═══ Recorded data

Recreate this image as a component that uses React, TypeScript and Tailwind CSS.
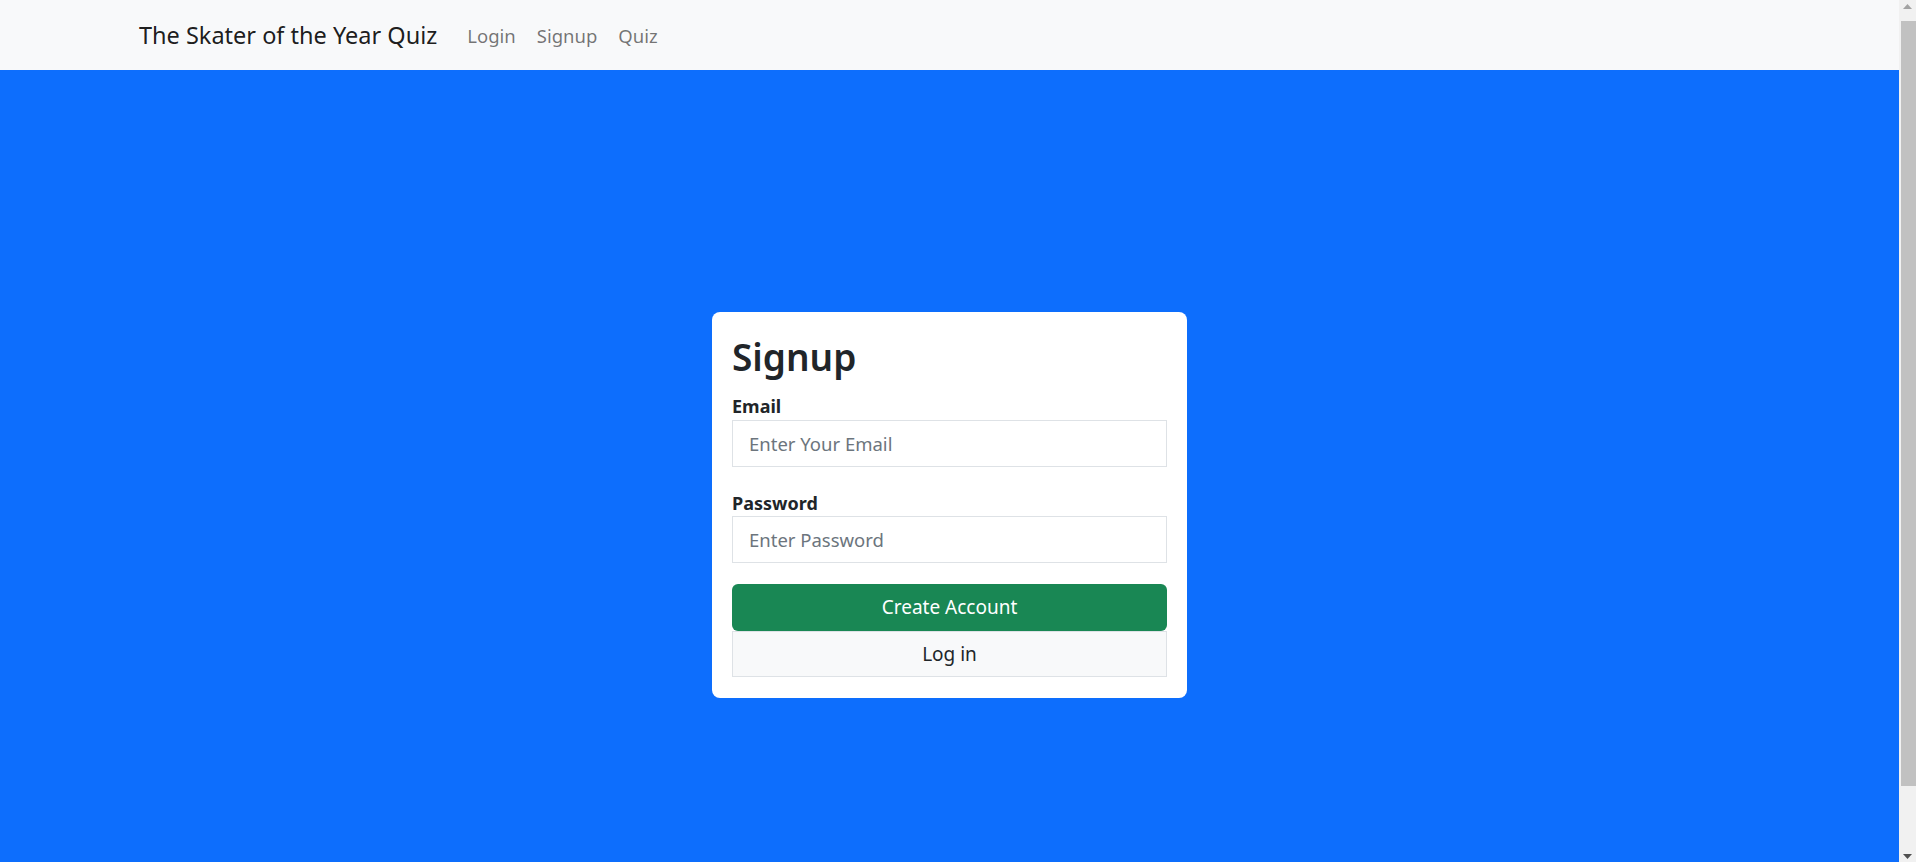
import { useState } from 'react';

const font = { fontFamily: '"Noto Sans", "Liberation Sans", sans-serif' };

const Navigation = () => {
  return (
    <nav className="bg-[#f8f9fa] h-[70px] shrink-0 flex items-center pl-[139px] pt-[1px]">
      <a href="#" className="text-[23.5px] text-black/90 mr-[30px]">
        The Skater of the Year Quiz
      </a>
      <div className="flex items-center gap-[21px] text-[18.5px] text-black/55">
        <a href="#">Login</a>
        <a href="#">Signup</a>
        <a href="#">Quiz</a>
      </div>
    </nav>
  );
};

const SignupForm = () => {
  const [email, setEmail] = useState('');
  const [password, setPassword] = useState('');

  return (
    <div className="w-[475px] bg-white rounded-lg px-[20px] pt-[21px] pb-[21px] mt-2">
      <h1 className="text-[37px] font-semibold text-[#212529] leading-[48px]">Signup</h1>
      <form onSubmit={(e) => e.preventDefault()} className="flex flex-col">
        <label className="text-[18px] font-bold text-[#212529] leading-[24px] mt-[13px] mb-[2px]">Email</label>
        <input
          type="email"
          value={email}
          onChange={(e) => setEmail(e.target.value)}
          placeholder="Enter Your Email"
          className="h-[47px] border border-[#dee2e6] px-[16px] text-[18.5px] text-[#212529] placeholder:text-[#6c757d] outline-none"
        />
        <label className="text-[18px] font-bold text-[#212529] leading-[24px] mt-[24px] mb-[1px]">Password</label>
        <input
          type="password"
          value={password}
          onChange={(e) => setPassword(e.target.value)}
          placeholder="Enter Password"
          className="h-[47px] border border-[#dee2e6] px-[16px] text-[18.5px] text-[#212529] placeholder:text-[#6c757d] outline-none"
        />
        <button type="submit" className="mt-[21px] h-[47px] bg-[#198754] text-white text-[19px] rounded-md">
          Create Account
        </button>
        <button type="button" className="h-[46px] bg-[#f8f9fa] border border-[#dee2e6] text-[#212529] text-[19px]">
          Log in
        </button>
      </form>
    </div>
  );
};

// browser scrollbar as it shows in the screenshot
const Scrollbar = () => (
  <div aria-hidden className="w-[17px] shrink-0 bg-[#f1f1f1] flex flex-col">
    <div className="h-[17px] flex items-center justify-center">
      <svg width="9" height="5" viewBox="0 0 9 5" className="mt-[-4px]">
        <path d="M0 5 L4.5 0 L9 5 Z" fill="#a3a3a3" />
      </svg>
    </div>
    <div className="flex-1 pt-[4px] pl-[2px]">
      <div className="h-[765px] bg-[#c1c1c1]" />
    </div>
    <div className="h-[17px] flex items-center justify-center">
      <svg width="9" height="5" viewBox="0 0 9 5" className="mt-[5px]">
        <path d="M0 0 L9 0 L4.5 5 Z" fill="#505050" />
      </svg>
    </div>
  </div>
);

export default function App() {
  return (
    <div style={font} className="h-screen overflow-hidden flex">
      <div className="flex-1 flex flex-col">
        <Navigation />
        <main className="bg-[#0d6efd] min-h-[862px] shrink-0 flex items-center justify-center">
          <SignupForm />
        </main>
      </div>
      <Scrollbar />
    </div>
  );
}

══════
═══ Recorded data

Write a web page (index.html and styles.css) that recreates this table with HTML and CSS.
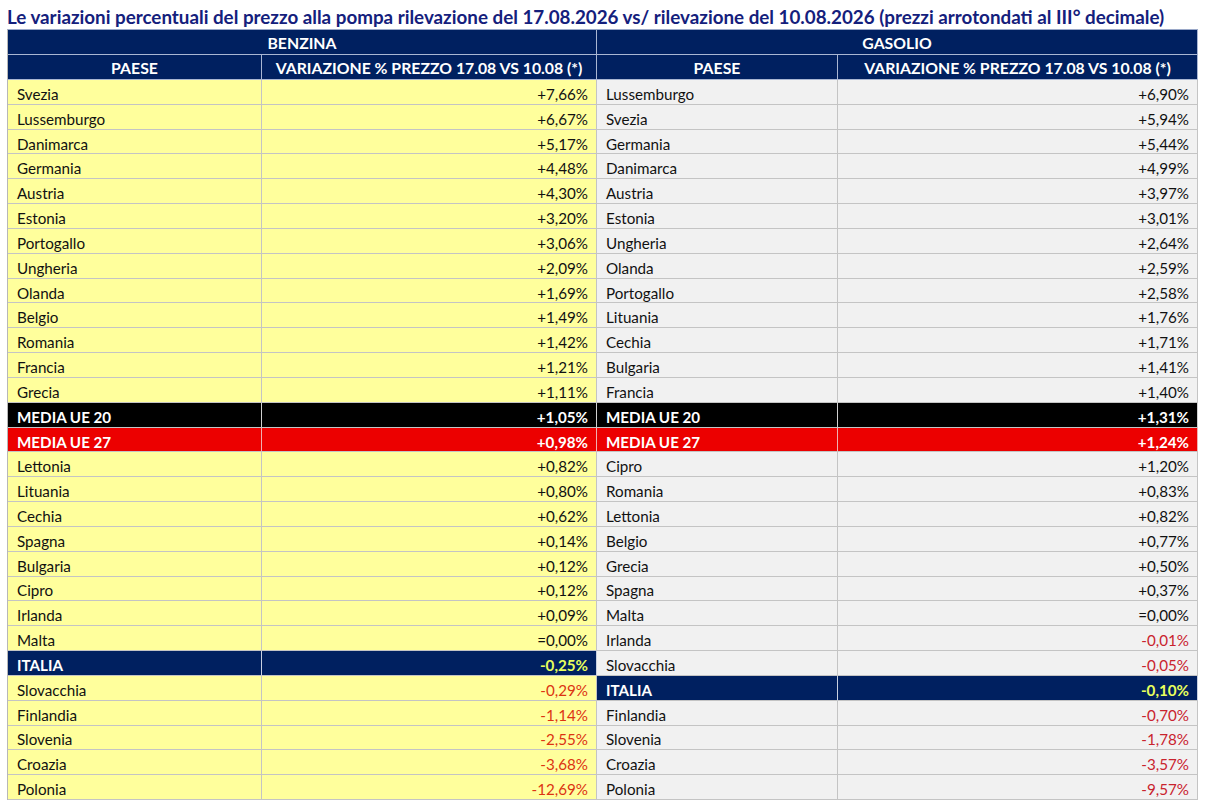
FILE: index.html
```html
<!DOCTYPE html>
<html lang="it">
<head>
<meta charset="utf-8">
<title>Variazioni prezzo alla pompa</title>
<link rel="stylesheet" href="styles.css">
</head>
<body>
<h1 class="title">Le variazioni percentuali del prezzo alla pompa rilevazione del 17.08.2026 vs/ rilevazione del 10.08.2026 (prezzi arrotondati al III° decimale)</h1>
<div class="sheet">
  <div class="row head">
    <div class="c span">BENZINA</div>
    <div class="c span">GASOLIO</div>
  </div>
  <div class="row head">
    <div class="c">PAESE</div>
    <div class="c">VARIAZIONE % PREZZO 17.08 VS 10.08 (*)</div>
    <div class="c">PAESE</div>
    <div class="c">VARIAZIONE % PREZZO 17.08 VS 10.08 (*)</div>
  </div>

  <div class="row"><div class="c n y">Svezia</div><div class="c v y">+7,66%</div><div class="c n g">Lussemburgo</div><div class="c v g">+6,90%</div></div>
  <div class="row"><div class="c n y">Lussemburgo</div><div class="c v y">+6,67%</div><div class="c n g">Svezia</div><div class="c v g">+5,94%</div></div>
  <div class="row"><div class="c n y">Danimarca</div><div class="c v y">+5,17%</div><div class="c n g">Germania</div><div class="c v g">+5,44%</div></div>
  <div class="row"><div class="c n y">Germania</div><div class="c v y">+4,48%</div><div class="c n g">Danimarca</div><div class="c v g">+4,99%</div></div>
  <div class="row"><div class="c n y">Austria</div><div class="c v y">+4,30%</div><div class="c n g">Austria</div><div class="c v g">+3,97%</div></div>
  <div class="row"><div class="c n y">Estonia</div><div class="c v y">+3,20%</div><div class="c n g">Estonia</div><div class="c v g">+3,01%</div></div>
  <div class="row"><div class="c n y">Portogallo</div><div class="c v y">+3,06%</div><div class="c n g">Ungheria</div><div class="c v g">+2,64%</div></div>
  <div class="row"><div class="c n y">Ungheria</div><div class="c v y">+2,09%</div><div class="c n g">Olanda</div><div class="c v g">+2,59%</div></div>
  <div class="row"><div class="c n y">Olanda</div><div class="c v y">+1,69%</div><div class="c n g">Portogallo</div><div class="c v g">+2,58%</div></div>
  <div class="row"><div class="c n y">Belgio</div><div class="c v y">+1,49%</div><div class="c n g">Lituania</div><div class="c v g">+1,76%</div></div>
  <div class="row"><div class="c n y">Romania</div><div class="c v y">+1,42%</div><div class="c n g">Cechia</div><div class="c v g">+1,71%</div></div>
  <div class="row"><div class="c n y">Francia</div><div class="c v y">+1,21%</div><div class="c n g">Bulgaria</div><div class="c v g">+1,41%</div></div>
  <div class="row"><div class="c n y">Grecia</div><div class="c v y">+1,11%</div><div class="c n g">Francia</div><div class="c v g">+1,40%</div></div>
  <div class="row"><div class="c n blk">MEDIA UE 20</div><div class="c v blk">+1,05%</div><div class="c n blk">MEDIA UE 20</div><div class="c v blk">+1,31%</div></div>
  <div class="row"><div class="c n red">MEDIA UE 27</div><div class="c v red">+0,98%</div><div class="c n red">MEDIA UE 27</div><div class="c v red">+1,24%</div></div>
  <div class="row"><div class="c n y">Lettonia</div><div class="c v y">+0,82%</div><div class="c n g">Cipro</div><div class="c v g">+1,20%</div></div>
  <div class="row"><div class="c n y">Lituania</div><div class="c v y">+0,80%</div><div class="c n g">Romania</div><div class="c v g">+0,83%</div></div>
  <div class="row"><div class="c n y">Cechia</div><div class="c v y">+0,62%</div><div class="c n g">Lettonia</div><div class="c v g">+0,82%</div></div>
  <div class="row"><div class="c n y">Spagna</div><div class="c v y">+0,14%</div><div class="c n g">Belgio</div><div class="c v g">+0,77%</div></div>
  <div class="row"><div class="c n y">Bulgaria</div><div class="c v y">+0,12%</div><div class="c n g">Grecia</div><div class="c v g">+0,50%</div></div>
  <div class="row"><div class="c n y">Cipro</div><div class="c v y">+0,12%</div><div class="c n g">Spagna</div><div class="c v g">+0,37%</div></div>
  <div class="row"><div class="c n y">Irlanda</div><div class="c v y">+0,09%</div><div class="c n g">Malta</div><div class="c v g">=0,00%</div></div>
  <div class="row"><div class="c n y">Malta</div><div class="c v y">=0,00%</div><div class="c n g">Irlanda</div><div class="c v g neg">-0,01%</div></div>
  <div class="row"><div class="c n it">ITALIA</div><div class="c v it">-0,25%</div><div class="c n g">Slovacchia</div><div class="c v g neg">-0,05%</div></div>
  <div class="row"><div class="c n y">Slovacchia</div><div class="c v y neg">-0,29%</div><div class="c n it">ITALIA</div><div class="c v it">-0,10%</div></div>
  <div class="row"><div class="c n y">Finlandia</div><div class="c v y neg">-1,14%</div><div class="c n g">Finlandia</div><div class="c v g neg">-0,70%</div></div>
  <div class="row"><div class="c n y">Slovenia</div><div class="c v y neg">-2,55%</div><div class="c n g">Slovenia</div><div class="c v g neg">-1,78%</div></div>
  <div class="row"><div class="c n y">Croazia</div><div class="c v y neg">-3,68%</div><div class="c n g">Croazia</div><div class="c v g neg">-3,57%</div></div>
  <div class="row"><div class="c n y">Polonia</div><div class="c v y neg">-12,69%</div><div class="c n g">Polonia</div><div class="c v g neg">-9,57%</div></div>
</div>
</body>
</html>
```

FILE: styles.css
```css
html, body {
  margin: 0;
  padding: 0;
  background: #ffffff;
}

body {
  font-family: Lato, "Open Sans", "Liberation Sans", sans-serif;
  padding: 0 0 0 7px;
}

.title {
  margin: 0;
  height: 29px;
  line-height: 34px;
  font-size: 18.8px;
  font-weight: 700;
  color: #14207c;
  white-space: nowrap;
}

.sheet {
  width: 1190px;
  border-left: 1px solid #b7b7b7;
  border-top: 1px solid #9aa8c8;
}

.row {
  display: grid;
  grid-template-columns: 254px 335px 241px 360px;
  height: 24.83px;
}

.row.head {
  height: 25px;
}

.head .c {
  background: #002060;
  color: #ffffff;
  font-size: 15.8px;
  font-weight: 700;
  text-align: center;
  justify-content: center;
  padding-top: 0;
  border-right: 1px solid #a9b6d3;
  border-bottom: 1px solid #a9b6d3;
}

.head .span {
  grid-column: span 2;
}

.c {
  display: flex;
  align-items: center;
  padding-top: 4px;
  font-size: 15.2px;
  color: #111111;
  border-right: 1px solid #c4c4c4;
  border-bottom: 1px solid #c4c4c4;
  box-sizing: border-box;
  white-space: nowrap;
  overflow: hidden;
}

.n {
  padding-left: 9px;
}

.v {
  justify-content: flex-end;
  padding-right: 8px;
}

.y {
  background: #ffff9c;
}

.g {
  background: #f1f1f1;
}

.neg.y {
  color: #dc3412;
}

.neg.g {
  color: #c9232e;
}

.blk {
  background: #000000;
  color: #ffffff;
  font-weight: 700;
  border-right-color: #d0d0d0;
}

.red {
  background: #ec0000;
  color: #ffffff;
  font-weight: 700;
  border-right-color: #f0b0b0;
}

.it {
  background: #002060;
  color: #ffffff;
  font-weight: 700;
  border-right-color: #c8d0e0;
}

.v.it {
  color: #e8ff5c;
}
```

══════
═══ Recorded data

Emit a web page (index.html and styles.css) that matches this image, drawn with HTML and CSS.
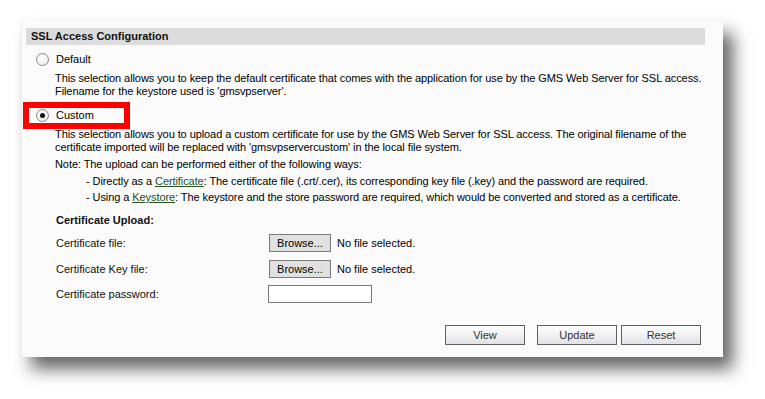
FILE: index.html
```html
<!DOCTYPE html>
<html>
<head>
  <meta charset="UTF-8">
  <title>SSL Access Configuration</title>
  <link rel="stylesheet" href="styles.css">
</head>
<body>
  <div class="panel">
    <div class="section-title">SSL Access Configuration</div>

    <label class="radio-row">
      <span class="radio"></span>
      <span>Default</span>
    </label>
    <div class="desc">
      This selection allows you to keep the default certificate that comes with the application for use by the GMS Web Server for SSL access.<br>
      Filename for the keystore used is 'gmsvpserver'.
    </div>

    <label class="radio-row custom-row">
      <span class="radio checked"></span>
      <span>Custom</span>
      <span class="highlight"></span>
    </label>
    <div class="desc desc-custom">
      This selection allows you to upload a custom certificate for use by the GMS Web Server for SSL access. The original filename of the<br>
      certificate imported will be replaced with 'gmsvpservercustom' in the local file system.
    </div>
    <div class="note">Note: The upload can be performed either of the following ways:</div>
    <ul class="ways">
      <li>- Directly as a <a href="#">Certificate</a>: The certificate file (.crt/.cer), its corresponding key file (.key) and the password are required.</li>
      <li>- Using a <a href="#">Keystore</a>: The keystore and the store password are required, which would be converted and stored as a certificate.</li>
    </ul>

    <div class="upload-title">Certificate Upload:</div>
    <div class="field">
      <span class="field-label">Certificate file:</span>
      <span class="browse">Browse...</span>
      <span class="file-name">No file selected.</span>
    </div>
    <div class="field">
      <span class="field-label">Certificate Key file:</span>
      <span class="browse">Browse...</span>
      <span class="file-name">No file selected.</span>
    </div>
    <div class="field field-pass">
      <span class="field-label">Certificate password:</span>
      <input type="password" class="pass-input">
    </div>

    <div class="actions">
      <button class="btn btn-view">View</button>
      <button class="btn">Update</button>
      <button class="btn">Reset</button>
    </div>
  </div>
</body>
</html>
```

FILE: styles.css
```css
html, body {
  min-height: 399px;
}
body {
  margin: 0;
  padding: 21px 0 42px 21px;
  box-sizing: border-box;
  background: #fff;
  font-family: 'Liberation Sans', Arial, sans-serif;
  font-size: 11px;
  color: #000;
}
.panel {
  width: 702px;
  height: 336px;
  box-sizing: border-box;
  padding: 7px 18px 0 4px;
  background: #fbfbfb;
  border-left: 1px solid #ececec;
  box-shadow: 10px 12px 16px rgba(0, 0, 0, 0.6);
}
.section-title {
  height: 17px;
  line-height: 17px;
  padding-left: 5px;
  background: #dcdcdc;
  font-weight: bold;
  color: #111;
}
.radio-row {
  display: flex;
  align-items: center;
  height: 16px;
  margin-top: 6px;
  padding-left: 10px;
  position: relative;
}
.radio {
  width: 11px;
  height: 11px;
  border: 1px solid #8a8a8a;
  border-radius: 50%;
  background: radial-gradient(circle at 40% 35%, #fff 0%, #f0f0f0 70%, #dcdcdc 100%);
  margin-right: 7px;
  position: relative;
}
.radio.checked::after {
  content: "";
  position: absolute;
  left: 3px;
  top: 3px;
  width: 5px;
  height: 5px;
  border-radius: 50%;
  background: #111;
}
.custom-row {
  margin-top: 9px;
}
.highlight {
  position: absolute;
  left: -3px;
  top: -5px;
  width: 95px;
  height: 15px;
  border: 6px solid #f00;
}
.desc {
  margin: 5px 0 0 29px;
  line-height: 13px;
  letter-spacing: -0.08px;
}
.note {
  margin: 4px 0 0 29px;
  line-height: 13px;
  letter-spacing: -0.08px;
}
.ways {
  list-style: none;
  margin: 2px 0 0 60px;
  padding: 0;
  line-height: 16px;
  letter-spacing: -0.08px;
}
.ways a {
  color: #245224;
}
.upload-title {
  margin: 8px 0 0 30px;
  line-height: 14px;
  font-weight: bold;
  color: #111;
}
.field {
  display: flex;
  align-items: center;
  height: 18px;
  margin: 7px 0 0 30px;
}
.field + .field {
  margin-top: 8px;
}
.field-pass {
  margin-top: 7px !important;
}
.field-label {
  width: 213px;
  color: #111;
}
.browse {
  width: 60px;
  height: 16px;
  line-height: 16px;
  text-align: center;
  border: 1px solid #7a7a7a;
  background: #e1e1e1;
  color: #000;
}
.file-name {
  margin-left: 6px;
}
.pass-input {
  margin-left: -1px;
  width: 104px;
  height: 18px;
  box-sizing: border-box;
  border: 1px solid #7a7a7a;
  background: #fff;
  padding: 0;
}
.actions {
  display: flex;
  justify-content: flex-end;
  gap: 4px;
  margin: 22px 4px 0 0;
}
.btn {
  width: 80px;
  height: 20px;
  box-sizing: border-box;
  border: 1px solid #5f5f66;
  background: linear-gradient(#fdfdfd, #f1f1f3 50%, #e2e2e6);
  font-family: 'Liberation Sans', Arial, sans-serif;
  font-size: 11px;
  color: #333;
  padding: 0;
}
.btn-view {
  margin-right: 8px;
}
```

══════

- **Task brief**
Leave the pictures out and copy exactly the lines from the one with "Recreate this image" through the one with "const [password, setPassword]", nothing more.

- **The result**
Recreate this image as a component that uses React, TypeScript and Tailwind CSS.
import { useState } from 'react';

const font = { fontFamily: '"Noto Sans", "Liberation Sans", sans-serif' };

const Navigation = () => {
  return (
    <nav className="bg-[#f8f9fa] h-[70px] shrink-0 flex items-center pl-[139px] pt-[1px]">
      <a href="#" className="text-[23.5px] text-black/90 mr-[30px]">
        The Skater of the Year Quiz
      </a>
      <div className="flex items-center gap-[21px] text-[18.5px] text-black/55">
        <a href="#">Login</a>
        <a href="#">Signup</a>
        <a href="#">Quiz</a>
      </div>
    </nav>
  );
};

const SignupForm = () => {
  const [email, setEmail] = useState('');
  const [password, setPassword] = useState('');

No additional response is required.